Counsel for the defendant further challenged the procedure and Rule adopted by the claimant. Counsel posits that the claimant should have engaged Part 14. to seek Judgment on admissions and not Part 26. Part 14.7 deals with admission of part of claim for money only. This Rule provides for where the only remedy which the claimant is seeking is the payment of money and the defendant admits a specified sum of money and the amount or proportion admitted in satisfaction of the claim is accepted then judgment can be entered.
The court accepts that the claimant has not pursued the procedure outlined in Part 14. However, the wrong procedure does not in anyway restricts the court in dealing with the matter neither does it invalidate the application. Rule 26.9 confers jurisdiction to put matters right where there was a failure to comply with procedural aspect of a rule.
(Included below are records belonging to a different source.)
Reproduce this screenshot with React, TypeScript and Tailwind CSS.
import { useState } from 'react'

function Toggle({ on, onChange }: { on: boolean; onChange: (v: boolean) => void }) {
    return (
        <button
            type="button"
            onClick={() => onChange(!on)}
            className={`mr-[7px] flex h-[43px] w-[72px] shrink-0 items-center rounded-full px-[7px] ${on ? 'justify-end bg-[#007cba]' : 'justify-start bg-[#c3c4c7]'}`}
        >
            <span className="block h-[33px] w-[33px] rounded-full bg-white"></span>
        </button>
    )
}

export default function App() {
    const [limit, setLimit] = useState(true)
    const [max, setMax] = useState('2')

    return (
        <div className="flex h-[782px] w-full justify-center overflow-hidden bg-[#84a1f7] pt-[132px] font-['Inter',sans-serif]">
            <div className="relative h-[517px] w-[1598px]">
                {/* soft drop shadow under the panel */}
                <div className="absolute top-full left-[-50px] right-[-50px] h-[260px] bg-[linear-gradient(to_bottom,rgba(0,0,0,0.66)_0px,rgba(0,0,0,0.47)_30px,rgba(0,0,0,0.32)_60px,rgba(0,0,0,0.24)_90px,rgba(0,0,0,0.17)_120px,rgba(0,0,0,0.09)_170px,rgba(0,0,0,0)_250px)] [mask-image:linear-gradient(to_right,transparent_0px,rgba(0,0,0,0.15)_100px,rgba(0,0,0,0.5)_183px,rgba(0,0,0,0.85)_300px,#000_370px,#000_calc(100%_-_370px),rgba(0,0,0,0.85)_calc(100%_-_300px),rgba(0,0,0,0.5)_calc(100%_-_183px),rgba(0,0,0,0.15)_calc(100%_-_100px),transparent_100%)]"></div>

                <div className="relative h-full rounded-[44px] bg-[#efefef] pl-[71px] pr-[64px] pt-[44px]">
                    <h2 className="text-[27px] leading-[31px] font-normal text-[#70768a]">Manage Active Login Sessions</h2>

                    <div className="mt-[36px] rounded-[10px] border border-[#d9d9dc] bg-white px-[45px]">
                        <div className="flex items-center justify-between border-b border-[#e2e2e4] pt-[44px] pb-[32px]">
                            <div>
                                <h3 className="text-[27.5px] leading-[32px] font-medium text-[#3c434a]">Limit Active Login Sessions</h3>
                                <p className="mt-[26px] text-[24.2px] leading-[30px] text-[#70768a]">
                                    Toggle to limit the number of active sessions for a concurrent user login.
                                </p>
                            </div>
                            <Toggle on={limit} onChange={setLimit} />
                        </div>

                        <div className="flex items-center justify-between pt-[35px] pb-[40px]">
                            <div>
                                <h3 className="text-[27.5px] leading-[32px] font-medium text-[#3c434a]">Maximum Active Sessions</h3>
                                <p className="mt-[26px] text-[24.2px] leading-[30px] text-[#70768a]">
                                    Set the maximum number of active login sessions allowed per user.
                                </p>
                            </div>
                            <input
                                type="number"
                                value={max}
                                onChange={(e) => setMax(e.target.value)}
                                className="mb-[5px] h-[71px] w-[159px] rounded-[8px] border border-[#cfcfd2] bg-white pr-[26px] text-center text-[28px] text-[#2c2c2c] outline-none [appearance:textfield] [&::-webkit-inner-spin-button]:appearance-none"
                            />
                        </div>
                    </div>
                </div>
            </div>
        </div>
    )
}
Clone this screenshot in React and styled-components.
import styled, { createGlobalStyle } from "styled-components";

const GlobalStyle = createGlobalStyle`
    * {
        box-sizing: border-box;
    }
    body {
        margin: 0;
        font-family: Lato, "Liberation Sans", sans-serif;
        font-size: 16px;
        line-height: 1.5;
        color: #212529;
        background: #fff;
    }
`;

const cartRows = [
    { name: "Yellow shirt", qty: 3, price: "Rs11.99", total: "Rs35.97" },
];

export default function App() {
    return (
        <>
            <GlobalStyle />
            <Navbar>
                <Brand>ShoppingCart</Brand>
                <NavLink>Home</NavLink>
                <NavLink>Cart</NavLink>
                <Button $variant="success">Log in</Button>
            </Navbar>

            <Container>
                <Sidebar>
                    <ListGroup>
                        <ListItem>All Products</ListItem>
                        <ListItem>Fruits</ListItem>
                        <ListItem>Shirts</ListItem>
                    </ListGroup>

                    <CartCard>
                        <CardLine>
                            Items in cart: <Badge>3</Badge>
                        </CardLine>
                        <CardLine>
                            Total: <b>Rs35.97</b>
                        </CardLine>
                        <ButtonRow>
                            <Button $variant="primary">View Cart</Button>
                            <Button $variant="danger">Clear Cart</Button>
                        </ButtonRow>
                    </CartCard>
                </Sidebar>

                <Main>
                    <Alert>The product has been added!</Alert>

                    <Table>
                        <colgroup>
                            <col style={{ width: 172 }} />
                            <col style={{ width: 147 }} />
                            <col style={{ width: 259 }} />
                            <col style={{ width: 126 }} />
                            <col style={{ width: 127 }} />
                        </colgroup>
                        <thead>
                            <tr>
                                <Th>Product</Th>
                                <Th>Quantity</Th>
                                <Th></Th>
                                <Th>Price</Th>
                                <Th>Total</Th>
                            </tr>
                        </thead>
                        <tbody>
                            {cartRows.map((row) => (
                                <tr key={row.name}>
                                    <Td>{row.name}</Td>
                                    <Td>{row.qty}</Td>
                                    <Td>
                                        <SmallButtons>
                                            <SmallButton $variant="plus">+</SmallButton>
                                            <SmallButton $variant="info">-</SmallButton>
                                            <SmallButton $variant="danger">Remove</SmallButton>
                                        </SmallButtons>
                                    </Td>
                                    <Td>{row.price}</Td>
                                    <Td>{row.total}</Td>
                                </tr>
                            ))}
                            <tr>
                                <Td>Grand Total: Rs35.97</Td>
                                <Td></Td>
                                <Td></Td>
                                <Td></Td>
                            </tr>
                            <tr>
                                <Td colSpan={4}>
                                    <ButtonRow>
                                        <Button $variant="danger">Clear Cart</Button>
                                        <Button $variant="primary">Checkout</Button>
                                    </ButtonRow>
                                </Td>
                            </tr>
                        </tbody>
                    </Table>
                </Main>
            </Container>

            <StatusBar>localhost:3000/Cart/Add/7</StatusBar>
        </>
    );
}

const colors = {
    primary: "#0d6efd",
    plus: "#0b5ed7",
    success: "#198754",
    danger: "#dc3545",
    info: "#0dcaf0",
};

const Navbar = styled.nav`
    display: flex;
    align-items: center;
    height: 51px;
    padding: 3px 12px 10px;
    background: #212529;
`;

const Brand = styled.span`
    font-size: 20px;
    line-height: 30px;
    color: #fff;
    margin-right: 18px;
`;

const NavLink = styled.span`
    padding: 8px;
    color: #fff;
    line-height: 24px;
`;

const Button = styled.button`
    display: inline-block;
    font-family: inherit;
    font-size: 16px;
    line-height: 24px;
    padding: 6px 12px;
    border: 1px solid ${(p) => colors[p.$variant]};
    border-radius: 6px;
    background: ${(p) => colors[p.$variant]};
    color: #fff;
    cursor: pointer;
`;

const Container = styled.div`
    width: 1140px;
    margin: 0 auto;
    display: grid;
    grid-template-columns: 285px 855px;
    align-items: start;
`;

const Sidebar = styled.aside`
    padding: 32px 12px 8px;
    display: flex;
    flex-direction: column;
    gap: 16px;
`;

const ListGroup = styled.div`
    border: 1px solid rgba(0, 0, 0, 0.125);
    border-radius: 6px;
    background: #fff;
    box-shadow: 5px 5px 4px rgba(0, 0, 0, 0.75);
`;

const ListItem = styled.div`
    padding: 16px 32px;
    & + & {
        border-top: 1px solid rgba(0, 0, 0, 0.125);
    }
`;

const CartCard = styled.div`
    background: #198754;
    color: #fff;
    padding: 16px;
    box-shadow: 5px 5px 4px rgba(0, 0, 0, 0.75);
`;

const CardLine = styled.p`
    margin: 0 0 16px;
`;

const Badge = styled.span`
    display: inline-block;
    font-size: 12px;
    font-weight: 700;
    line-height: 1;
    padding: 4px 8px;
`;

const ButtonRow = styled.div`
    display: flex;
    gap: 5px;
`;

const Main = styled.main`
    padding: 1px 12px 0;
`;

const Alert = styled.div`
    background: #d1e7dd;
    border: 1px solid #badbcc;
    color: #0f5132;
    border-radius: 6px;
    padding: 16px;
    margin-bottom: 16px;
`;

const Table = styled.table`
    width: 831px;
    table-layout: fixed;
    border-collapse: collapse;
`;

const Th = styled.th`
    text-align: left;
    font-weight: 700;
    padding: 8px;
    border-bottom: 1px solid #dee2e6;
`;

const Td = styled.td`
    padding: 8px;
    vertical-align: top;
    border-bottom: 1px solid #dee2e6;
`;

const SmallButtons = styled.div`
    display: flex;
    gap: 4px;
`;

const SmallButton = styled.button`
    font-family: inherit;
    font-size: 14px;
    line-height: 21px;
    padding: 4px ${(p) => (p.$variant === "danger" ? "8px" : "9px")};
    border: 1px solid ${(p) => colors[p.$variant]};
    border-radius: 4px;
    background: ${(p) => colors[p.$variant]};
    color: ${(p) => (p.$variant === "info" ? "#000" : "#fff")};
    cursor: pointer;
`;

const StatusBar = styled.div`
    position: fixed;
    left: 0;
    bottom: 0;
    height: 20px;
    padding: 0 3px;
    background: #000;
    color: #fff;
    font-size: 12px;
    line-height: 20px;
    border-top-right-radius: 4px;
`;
Lord Collins in Texan Management Limited v Pacific Electric Wire & Cable Company Limited2 states “It has often been said that, in the pursuit of justice, procedure is a servant and not a master”. The claimants having accepted the sum assessed by the Permanent Secretary and accordingly judgment on admission is entered in favour of the claimant in satisfaction of the whole claim.
IT IS HEREBY ORDERED THAT
- Judgment is entered in favour of the claimant in the sum of $124,650. 50 with interest at the rate of 3% from 30th June 2021 until judgment and at the rate of 6% from the date of judgment until payment in full.
- Prescribed costs in sum of $13,560.94.
- The matter is removed from the court’s list.